France, with its very particular and deep-rooted drinking culture, is also losing some of its quirks. The tradition of parents serving diluted wine to children has dwindled. Schools stopped serving wine in 1981, and had been discouraging it since the 1950s at least. More and more French young people just aren’t developing a taste for wine.

Indeed, this may explain why when young people do drink wine it is often rosé or sweet whites rather than dry whites or classic reds.

As if all that wasn’t enough, other factors are crushing the wine industry underfoot.

Donald Trump slapped a so-called “luxury tax” on French wine as part of a new front in his tit-for-tat trade wars, while recent decades have seen Italian reds steal the crown from French chateaux in the fine wines sector. Brexit, meanwhile, threatens a second of the three key export markets for Bordeaux: the UK.

Both of these threaten to cement a long term trend away from French wine. Famously, the Judgement of Paris in 1976 dealt a severe blow to the reputation of French wine, and to that of wine critics, that the country has never fully recovered from: this blind test competition backfired when it turned out that critics preferred Californian wine to French.

Since then wine consumption has risen in countries like Britain and the US, and while French wine still has cachet at the top of the market, many supermarket drinkers prefer ‘new world’ or Italian wines.

Tastes play a part in this, with simpler wines from other parts of the world beating out French produce (for my money you just can’t beat a good French wine, but I am perhaps biased). Marketing helped, too, with French wine’s terroir system seen as needlessly complicated – though why lists of regions should be considered any more arcane than lists of grape varieties is anyone’s guess.

In the longer term French winemakers may be facing an even graver threat than taxes and inverted snobbery: climate change. Naturally, French agricultural research body Inrae has been keeping an eye on the situation.

Nathalie Ollat, director of the Ecophysiology and Vine Functional Genomics unit at Inrae’s New Aquitaine Bordeaux centre told me that climate change has been affecting vine development since the 1980s, principally by causing a faster ripening and a higher sugar, and hence, alcohol content.
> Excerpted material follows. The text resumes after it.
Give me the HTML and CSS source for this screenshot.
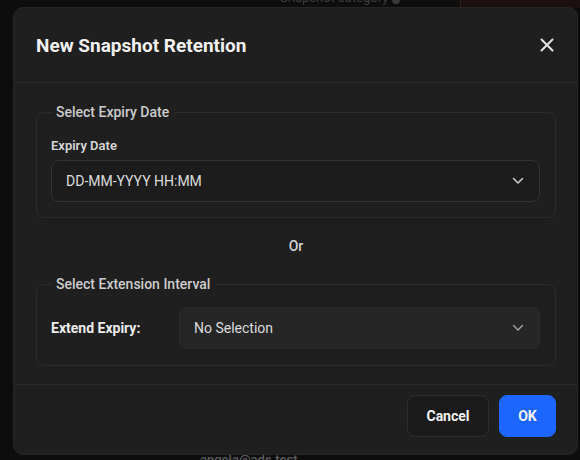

The news isn’t all bad, though. “For the time being, however, the effects have been considered rather beneficial in many wine-growing regions, with a greater threat in the vineyards of the south of France due to the already high degrees and more frequent droughts,” said Ollat.

Still, Ollat cautioned that this is not a simple story of warm weather meaning more wine. For a start, there is a threat to vineyards of the south due to the already high temperatures and more frequent droughts.

“But there are also more frequent spring frosts in some regions such as the Loire Valley, because the vines are ahead of schedule, and in some years, such as 2019 in the Languedoc, intense heat waves in early summer that can cause severe burns on the grapes,” she said.

There have been reports that 2020 saw harvests a month earlier than usual, leading winemakers to worry that if trends continue eventually Spanish grapes will grow in the UK – and not grow on the French-Spanish border regions. There is even the possibility that, in time, French chateaux may have to change the grapes they use. French viniculture is not quite as conservative as people think, but it is proud of its traditions. If changes to centuries-long blends of grape varieties may become necessary that would challenge the very nature of French wine.

“These changes overturn the rules and customs in force. They raise questions about how to maintain the French viticultural model. But professionals are mobilised to deal with them,” said Ollat.

The trouble for this totemic French industry, however, is that it will have to cope with not just adverse climate trends, but social ones too.